=== DATA TO PROCESS ===

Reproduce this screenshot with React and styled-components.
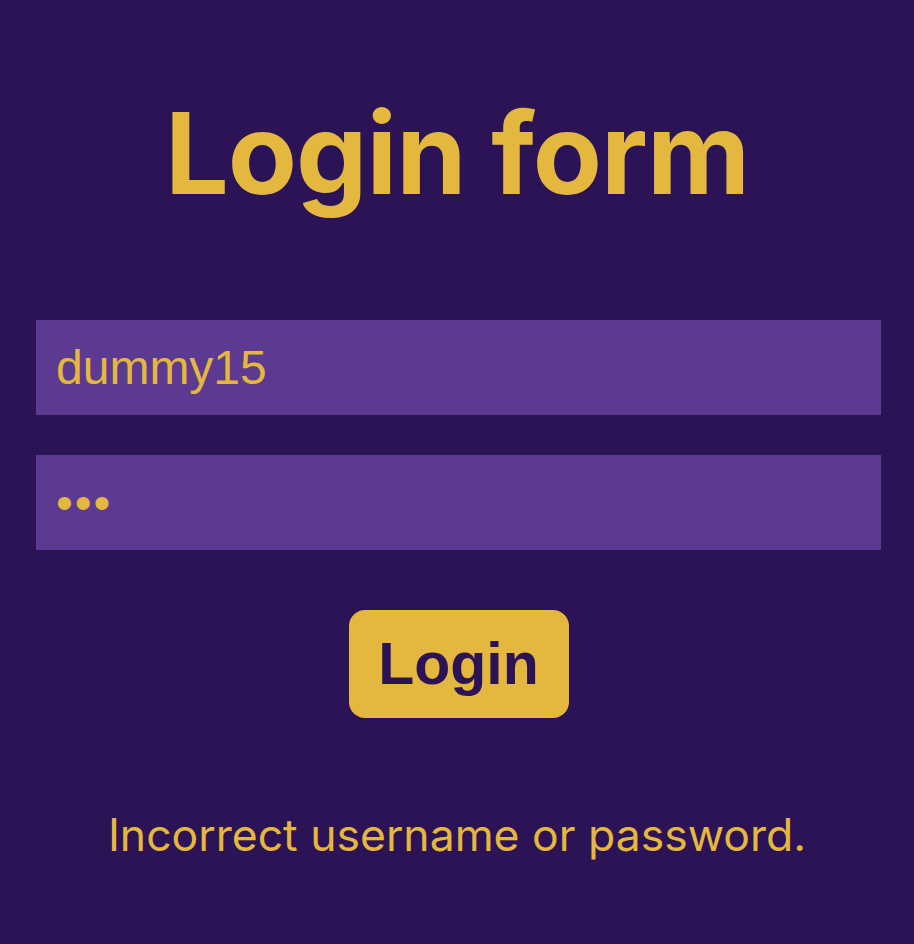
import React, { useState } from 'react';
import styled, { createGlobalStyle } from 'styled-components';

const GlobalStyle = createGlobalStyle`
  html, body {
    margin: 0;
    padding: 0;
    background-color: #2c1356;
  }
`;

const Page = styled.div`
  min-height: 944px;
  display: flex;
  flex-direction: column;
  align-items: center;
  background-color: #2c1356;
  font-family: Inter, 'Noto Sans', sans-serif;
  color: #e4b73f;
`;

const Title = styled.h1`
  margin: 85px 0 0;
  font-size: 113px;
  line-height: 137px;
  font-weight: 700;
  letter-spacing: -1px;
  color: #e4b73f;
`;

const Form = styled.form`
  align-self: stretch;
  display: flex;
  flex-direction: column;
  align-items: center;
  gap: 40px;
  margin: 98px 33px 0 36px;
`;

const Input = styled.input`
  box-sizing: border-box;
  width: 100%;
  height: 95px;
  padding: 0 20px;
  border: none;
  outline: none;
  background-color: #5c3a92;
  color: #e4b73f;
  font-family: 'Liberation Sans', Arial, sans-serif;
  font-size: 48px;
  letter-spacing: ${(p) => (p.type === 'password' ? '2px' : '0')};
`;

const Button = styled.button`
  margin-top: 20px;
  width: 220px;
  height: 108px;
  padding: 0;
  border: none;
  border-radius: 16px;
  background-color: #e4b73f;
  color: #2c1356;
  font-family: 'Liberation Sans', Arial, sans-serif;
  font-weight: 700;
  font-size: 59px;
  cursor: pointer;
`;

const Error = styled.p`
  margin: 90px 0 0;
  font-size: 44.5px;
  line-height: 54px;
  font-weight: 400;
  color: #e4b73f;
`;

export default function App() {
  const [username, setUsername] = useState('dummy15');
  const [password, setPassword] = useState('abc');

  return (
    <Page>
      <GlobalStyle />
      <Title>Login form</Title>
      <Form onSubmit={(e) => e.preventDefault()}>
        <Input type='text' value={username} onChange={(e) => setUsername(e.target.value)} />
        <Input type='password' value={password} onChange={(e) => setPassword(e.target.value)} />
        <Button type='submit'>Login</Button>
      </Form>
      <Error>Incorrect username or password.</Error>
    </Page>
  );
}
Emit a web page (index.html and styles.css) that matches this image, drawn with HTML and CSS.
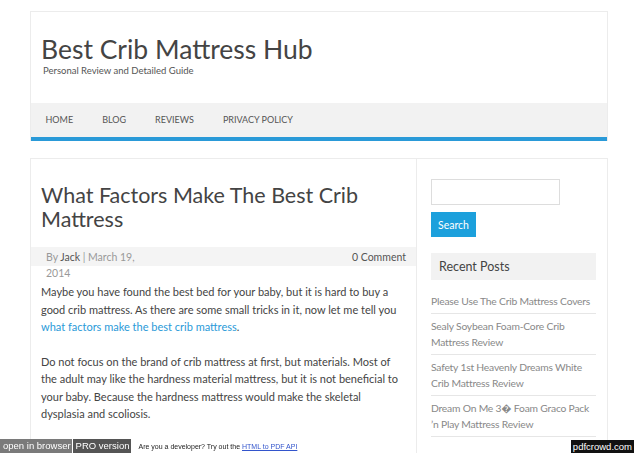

===

**DESCRIPTION OF THE TASK:**
Repeat everything in the records precisely. Images are excluded from the copy.

**EXPECTED ANSWER:**
Reproduce this screenshot with React and styled-components.
import React, { useState } from 'react';
import styled, { createGlobalStyle } from 'styled-components';

const GlobalStyle = createGlobalStyle`
  html, body {
    margin: 0;
    padding: 0;
    background-color: #2c1356;
  }
`;

const Page = styled.div`
  min-height: 944px;
  display: flex;
  flex-direction: column;
  align-items: center;
  background-color: #2c1356;
  font-family: Inter, 'Noto Sans', sans-serif;
  color: #e4b73f;
`;

const Title = styled.h1`
  margin: 85px 0 0;
  font-size: 113px;
  line-height: 137px;
  font-weight: 700;
  letter-spacing: -1px;
  color: #e4b73f;
`;

const Form = styled.form`
  align-self: stretch;
  display: flex;
  flex-direction: column;
  align-items: center;
  gap: 40px;
  margin: 98px 33px 0 36px;
`;

const Input = styled.input`
  box-sizing: border-box;
  width: 100%;
  height: 95px;
  padding: 0 20px;
  border: none;
  outline: none;
  background-color: #5c3a92;
  color: #e4b73f;
  font-family: 'Liberation Sans', Arial, sans-serif;
  font-size: 48px;
  letter-spacing: ${(p) => (p.type === 'password' ? '2px' : '0')};
`;

const Button = styled.button`
  margin-top: 20px;
  width: 220px;
  height: 108px;
  padding: 0;
  border: none;
  border-radius: 16px;
  background-color: #e4b73f;
  color: #2c1356;
  font-family: 'Liberation Sans', Arial, sans-serif;
  font-weight: 700;
  font-size: 59px;
  cursor: pointer;
`;

const Error = styled.p`
  margin: 90px 0 0;
  font-size: 44.5px;
  line-height: 54px;
  font-weight: 400;
  color: #e4b73f;
`;

export default function App() {
  const [username, setUsername] = useState('dummy15');
  const [password, setPassword] = useState('abc');

  return (
    <Page>
      <GlobalStyle />
      <Title>Login form</Title>
      <Form onSubmit={(e) => e.preventDefault()}>
        <Input type='text' value={username} onChange={(e) => setUsername(e.target.value)} />
        <Input type='password' value={password} onChange={(e) => setPassword(e.target.value)} />
        <Button type='submit'>Login</Button>
      </Form>
      <Error>Incorrect username or password.</Error>
    </Page>
  );
}
Emit a web page (index.html and styles.css) that matches this image, drawn with HTML and CSS.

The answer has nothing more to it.